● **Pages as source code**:

— start —

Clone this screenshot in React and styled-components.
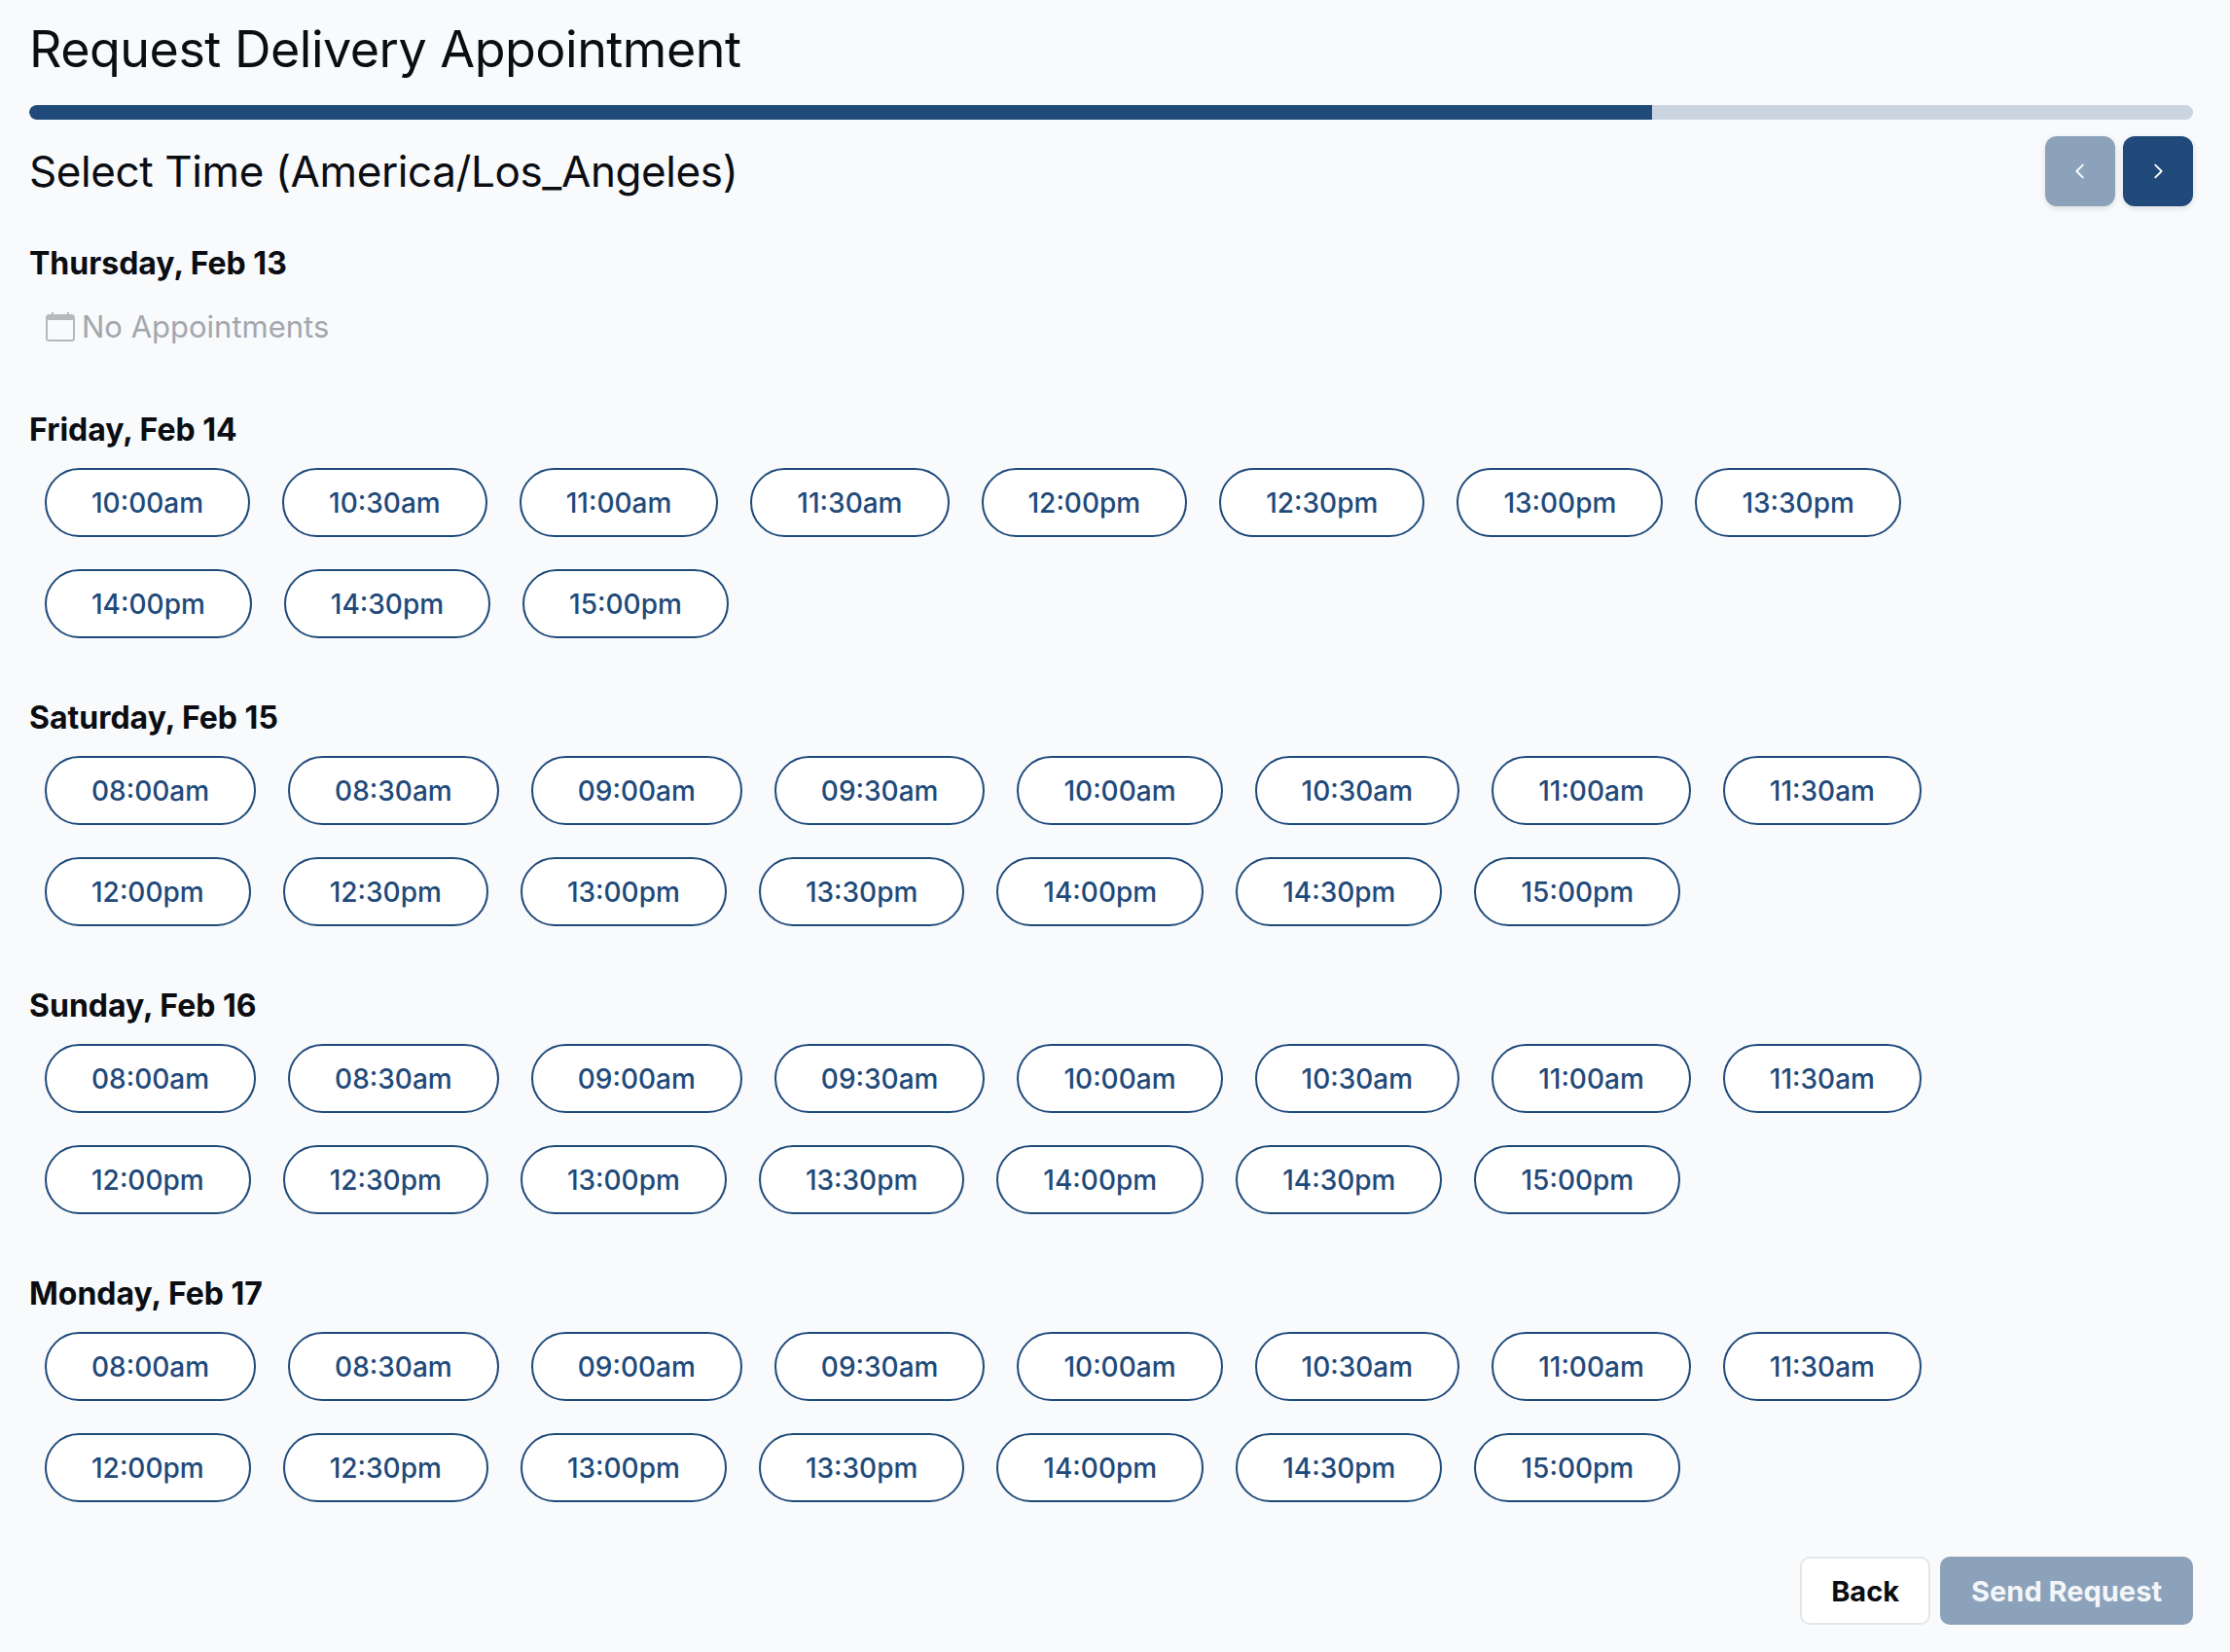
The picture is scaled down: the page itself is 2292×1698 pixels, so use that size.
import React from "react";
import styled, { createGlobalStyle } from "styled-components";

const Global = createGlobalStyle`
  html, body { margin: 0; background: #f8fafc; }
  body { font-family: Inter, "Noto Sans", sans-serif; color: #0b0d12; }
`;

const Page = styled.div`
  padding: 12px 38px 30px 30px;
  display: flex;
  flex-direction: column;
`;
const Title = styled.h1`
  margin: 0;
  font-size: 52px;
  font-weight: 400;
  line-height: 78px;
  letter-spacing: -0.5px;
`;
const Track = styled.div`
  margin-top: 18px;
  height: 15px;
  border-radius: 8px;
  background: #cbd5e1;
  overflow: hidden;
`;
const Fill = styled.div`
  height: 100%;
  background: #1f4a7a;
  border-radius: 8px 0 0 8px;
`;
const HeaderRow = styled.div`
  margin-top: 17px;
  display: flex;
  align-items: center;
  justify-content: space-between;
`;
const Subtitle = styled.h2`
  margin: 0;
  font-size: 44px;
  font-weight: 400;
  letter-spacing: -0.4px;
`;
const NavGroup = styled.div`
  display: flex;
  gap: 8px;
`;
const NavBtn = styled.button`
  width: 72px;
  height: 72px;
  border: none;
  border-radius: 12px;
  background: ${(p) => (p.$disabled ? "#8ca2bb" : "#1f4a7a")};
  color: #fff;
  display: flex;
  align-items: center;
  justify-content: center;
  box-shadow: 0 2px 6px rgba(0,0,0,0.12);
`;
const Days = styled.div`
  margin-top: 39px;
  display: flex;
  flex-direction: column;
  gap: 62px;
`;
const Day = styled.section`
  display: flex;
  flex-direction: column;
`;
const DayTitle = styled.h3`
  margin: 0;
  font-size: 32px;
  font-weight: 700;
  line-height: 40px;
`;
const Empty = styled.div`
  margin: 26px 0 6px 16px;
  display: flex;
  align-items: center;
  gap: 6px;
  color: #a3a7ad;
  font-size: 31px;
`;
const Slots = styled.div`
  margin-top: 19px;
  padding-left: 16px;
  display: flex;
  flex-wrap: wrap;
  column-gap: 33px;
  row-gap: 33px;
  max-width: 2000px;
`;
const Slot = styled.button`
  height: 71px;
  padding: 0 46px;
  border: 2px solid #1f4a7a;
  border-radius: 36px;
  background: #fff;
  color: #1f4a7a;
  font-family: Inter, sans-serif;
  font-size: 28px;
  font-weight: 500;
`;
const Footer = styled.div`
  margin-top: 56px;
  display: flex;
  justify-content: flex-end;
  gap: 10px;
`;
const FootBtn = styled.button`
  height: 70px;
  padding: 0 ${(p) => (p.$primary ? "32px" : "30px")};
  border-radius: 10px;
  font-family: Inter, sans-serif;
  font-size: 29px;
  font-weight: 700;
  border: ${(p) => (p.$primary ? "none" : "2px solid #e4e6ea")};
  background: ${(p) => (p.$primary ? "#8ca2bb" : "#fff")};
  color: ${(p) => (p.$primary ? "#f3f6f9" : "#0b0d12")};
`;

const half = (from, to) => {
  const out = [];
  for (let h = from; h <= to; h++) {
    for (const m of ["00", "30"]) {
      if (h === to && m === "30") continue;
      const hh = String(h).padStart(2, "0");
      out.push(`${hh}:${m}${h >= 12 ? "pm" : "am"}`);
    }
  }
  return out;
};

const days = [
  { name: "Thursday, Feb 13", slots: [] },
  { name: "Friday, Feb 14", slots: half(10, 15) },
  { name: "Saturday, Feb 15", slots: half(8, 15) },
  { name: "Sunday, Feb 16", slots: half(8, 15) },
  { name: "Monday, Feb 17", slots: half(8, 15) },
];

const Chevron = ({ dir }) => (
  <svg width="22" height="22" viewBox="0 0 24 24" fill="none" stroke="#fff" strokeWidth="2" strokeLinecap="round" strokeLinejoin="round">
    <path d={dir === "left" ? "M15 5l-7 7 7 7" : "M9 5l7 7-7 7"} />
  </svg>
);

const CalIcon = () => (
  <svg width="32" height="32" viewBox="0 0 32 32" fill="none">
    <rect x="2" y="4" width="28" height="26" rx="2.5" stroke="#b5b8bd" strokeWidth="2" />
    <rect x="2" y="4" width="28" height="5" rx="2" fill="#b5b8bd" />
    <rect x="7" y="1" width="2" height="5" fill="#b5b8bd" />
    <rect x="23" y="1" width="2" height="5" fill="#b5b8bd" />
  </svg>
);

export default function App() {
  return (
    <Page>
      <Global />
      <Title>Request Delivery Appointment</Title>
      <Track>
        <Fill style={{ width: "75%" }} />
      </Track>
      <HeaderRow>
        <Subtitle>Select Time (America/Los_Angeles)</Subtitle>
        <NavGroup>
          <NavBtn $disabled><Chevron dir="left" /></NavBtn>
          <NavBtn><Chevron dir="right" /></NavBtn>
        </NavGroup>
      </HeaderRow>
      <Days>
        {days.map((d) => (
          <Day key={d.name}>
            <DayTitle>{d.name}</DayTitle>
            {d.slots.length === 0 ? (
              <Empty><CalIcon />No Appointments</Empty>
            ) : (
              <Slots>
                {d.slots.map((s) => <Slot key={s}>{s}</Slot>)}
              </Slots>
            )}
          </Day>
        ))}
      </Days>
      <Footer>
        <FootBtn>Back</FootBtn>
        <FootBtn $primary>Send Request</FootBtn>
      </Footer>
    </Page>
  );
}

— end —
— start —

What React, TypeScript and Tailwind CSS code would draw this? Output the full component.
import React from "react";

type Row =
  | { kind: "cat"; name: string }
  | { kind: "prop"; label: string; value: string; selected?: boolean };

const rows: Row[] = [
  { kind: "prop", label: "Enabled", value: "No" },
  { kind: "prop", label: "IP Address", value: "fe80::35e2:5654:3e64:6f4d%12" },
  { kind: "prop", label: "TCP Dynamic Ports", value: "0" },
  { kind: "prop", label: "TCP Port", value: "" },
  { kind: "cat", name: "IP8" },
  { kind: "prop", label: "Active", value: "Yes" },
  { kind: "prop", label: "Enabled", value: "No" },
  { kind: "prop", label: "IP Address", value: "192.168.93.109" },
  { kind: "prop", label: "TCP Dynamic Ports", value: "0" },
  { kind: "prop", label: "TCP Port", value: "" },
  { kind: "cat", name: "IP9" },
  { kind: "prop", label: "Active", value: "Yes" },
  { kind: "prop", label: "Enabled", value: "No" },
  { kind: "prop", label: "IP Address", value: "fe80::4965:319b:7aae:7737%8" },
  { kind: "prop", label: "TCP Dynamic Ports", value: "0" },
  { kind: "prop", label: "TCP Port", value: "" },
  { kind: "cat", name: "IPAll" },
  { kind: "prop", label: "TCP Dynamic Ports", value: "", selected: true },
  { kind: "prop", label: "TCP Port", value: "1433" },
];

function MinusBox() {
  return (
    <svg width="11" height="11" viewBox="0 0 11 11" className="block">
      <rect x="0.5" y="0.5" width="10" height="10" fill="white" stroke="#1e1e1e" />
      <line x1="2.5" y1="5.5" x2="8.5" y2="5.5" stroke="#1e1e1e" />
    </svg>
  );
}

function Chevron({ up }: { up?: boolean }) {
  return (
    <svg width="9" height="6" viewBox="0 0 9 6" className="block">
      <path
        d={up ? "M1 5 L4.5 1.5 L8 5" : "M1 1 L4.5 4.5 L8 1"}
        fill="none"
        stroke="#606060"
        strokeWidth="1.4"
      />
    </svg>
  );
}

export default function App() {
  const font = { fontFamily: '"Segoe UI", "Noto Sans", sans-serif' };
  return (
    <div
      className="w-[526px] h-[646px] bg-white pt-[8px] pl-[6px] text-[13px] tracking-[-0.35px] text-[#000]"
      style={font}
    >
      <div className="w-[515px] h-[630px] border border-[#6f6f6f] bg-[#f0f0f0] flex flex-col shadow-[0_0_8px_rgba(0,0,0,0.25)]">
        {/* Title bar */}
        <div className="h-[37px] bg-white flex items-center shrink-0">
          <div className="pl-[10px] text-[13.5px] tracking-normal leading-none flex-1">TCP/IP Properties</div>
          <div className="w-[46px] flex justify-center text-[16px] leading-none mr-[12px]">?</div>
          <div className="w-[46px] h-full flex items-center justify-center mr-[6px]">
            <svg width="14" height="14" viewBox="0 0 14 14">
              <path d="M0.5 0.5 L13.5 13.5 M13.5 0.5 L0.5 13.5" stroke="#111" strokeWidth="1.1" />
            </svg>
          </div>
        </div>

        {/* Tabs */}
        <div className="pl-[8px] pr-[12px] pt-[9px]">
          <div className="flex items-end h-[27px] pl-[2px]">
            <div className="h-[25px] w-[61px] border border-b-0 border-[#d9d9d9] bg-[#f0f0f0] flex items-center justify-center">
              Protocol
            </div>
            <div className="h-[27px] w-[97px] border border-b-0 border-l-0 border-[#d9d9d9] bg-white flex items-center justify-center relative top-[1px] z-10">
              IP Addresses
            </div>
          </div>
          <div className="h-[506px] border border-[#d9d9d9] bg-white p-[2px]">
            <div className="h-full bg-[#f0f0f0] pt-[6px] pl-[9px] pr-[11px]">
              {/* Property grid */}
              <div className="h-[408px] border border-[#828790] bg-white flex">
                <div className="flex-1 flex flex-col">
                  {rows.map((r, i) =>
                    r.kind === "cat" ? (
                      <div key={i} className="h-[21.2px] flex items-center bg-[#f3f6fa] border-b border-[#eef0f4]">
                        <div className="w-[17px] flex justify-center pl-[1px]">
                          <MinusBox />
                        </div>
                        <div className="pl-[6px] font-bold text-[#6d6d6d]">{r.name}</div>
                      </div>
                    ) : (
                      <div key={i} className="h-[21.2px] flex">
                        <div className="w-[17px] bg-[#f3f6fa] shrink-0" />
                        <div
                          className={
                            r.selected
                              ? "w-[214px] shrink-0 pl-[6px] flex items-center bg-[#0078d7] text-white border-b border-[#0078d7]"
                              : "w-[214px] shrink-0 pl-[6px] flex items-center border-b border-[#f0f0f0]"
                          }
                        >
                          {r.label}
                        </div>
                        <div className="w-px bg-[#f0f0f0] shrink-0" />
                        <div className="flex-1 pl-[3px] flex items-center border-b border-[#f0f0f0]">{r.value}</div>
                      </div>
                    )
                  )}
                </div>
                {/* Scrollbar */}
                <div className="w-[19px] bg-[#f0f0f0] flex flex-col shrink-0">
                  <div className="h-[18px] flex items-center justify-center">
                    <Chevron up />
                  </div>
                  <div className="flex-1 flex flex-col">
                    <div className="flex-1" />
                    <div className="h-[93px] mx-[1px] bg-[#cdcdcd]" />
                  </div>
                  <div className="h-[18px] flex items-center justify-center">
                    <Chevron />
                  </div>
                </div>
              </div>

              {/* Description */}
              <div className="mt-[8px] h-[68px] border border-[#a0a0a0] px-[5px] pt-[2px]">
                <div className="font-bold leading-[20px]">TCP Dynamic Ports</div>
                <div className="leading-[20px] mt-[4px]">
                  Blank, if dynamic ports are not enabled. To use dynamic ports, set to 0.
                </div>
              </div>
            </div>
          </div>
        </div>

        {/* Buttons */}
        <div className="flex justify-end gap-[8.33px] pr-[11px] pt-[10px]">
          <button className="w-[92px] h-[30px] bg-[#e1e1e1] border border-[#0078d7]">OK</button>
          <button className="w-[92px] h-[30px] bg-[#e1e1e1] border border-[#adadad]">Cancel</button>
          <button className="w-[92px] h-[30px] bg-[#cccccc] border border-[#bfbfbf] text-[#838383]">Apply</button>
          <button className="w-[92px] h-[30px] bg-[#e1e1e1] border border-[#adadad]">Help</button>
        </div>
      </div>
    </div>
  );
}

— end —

● **Your objective**: From the listing, copy each line containing the word "size".

● **The output**:
The picture is scaled down: the page itself is 2292×1698 pixels, so use that size.
  font-size: 52px;
  font-size: 44px;
  font-size: 32px;
  font-size: 31px;
  font-size: 28px;
  font-size: 29px;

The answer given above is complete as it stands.